The White House has called the proposed deduction a “historic tax break” for seniors.
The full $6,000 deduction would be available to people earning up to $75,000 in modified adjusted gross income or $150,000 for married couples filing jointly.
The House’s version of the “One Big Beautiful Bill Act”, passed in May, includes a $4,000 deduction for seniors aged 65 and older.
But the Senate’s version, introduced on June 16, proposes a $6,000 deduction.
It plans to reduce the deduction faster for higher incomes – phasing it out at 6 percent instead of 4 percent, like the House’s version, Alex Durante, senior economist at the Tax Foundation, told CNBC.
Howard Gleckman, senior fellow at the Urban-Brookings Tax Policy Center, told the news channel that the faster phase-out means people lose the full benefit more quickly – though the Senate’s version is more generous for those who qualify.
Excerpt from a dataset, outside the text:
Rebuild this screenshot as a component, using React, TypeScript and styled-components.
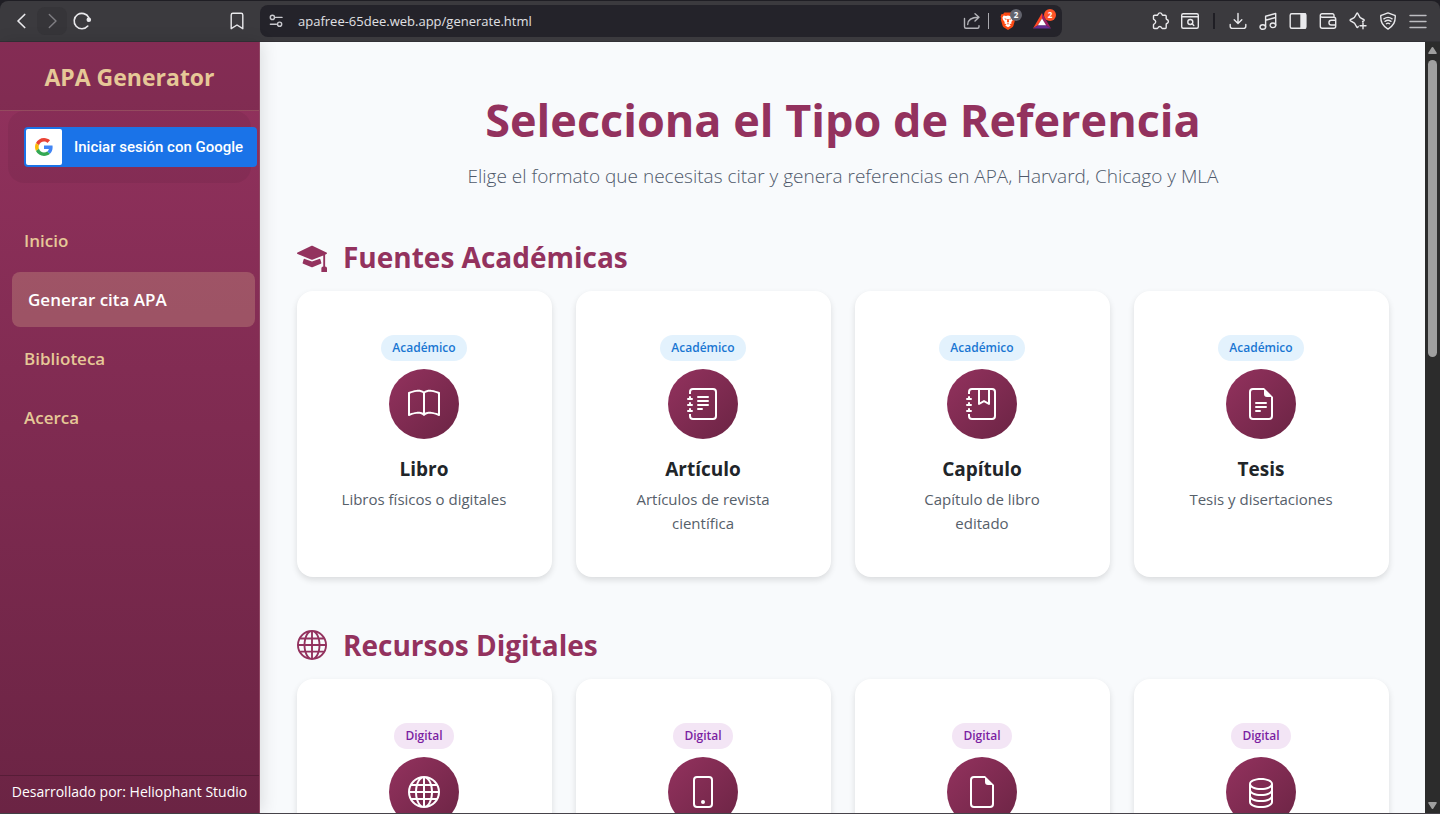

Gleckman said: “It really depends on where you are on the income distribution.”
He said middle-income taxpayers stand to gain the most.
In the House’s version, seniors would be able to claim the deduction whether they use the standard deduction or itemize their taxes.
But not many taxpayers in the income ranges for the deduction itemize their returns, Gleckman said.
The temporary senior deduction would be in place for tax years 2025 through 2028.
The House of Representatives passed its version of the One Big Beautiful Bill Act on May 22.
Both chambers must agree on the changes before Trump signs it.
Durante says “it’s pretty clear” some form of a senior deduction will make it through.
In his view, scrapping Social Security taxes would have cost more, while the proposed senior “bonus” targets middle-income – not high-income-taxpayers.
To qualify for the break, all taxpayers must have Social Security numbers.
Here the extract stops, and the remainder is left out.